Monday, March 5, 2012

Sanctuary!

 

I watched this scene with Ruth when she was a child more times than I can count. As melodramatic as it is, it often touched some place deep in me, invited a recognition of something longed for and valued.

We all have parts of our selves that need to be rescued. We all need to find a safe place where we, like Quasimodo, can claim "Sanctuary!" for ourselves and those we care about. Claim it and actually receive it.

I've blogged about R. S. Thomas's poem, The Moon In Lleyn, several times. We hear someone praying in a  old stone church on the coast of Wales. Nobody comes to church that day. The person praying is discouraged--sees the demise of 'church' across the land.

Then another voice says...


    Not so fast, mortal...
      In cities that
   have outgrown their promise people
   are becoming pilgrims
   again, if not to this place,
   then to the recreation of it
   in their own spirits. 

For centuries people could claim Sanctuary in cathedrals and churches quite literally. They could receive 'due process' of law that otherwise would not have been granted. For many centuries after that a majority of people found spiritual sanctuary in cathedrals and churches. 

Many churches and shrines and cathedrals had such promise, such presence, that people made time, invested great effort, to go there, to be there. Taking this kind of time and making this kind of effort was called pilgrimage

Most people don't make pilgrimages to churches these days. Fewer and fewer people are finding sanctuary in churches these days.

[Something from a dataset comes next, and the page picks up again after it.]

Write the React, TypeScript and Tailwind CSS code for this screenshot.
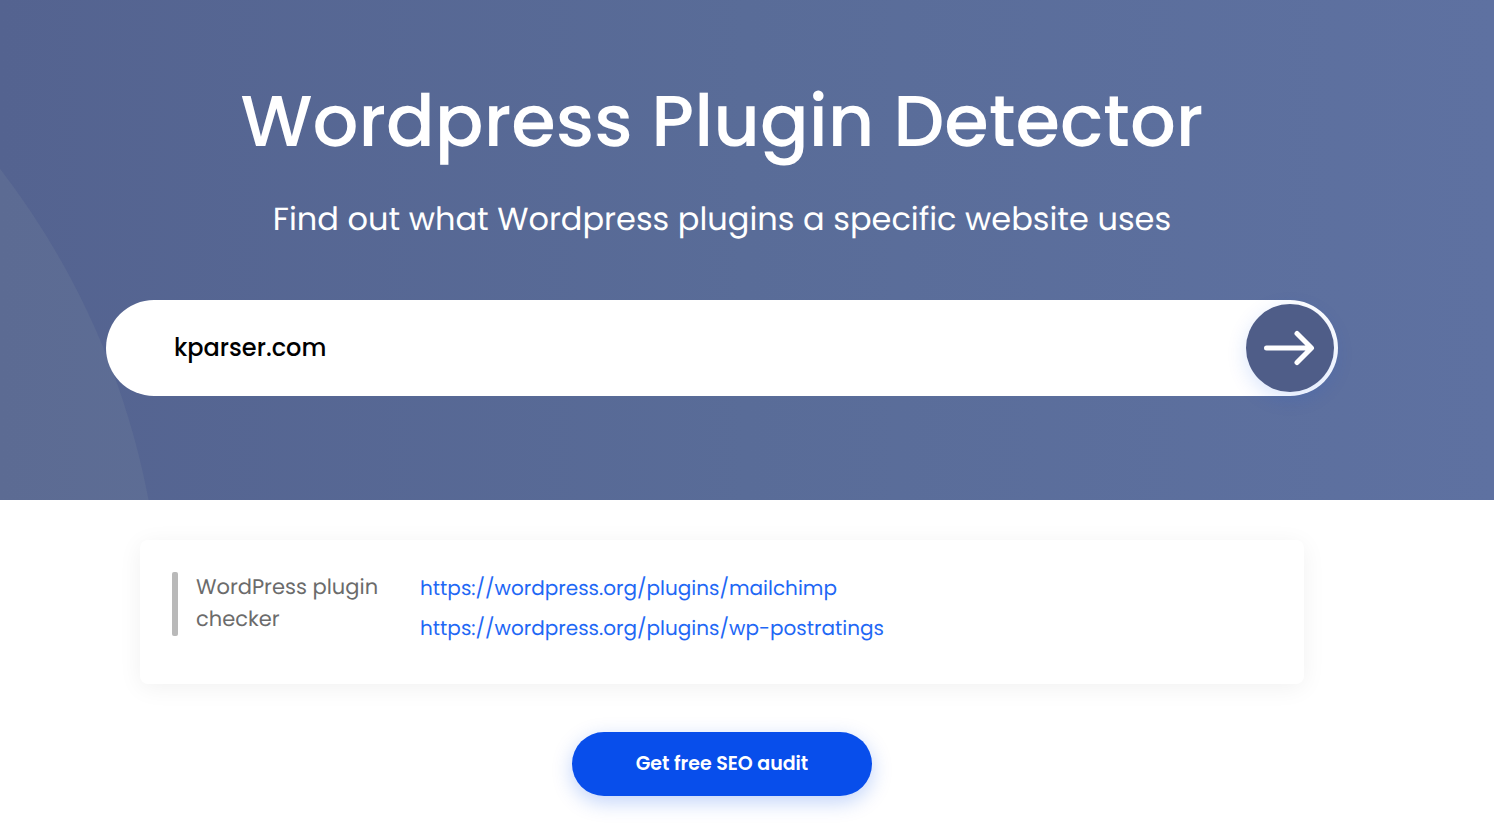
import { useState } from 'react';

const plugins = [
  'https://wordpress.org/plugins/mailchimp',
  'https://wordpress.org/plugins/wp-postratings',
];

function SearchForm() {
  const [website, setWebsite] = useState('kparser.com');

  return (
    <form
      onSubmit={(e) => e.preventDefault()}
      className="relative mx-auto flex h-24 w-full max-w-[1232px] items-center rounded-full bg-white p-1"
    >
      <input
        type="text"
        aria-label="Website"
        value={website}
        onChange={(e) => setWebsite(e.target.value)}
        className="h-full min-w-0 flex-1 bg-transparent pb-0.5 pl-16 text-2xl font-medium text-black outline-none"
      />
      <button
        type="submit"
        aria-label="Detect plugins"
        className="flex size-[88px] shrink-0 items-center justify-center rounded-full bg-[#4f5d88] text-white shadow-[0_6px_20px_rgba(8,78,235,0.15)]"
      >
        <svg
          className="h-10 w-14"
          fill="none"
          viewBox="0 0 56 40"
          stroke="currentColor"
          strokeWidth={5}
          strokeLinecap="round"
          strokeLinejoin="round"
        >
          <path d="M4.5 20h44.5M35 5.5L49.5 20 35 34.5" />
        </svg>
      </button>
    </form>
  );
}

export default function App() {
  return (
    <div className="min-h-screen bg-white font-[Poppins,Inter,sans-serif] [text-rendering:geometricPrecision]">
      <header className="relative overflow-hidden bg-linear-to-r from-[#546390] via-[#596c98] to-[#5e71a1] pt-[82px] pr-[50px] pb-[104px]">
        <div className="absolute -top-[134px] -left-[1394px] size-[1556px] rounded-full bg-[#c4c7c2]/8"></div>
        <div className="relative text-center text-white">
          <h1 className="text-7xl leading-20 font-medium">
            Wordpress Plugin Detector
          </h1>
          <p className="mt-8 mb-[54px] text-[32px] leading-[52px] font-normal">
            Find out what Wordpress plugins a specific website uses
          </p>
          <SearchForm />
        </div>
      </header>

      <main className="pt-10 pr-[50px] pb-8">
        <section className="mx-auto flex min-h-36 w-full max-w-[1164px] items-start rounded-lg bg-white p-8 shadow-[0_4px_24px_rgba(0,0,0,0.06)]">
          <div className="mr-[18px] h-16 w-1.5 shrink-0 rounded-xs bg-[#b9b9b9]"></div>
          <h2 className="w-56 shrink-0 pr-8 text-[21px] leading-8 font-normal text-[#6b6b6b]">
            WordPress plugin checker
          </h2>
          <ul className="min-w-0 space-y-2">
            {plugins.map((url) => (
              <li key={url}>
                <a
                  href={url}
                  className="block text-xl leading-8 text-[#1f68f5]"
                >
                  {url}
                </a>
              </li>
            ))}
          </ul>
        </section>

        <div className="mt-12 flex justify-center">
          <button
            type="button"
            className="h-16 w-[300px] rounded-full bg-[#084eeb] text-[19px] font-semibold text-white shadow-[0_6px_20px_rgba(8,78,235,0.25)]"
          >
            Get free SEO audit
          </button>
        </div>
      </main>
    </div>
  );
}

I could write a lot about why this is--and I can say a lot about how many churches, including my own, aren't moaning about what we've lost but instead opening our heads and hearts to what new generations of seekers are longing for. 

I find R. S. Thomas's words, 'people are becoming pilgrims again, if not to this place, then to the recreation of it in their own spirits,' healthy and wise and very functional. 

I hope to follow this thread over the course of the week, exploring how contemplative practices are a new way for us to become pilgrims again, if not to the old places, then to the recreation of them in our own spirits.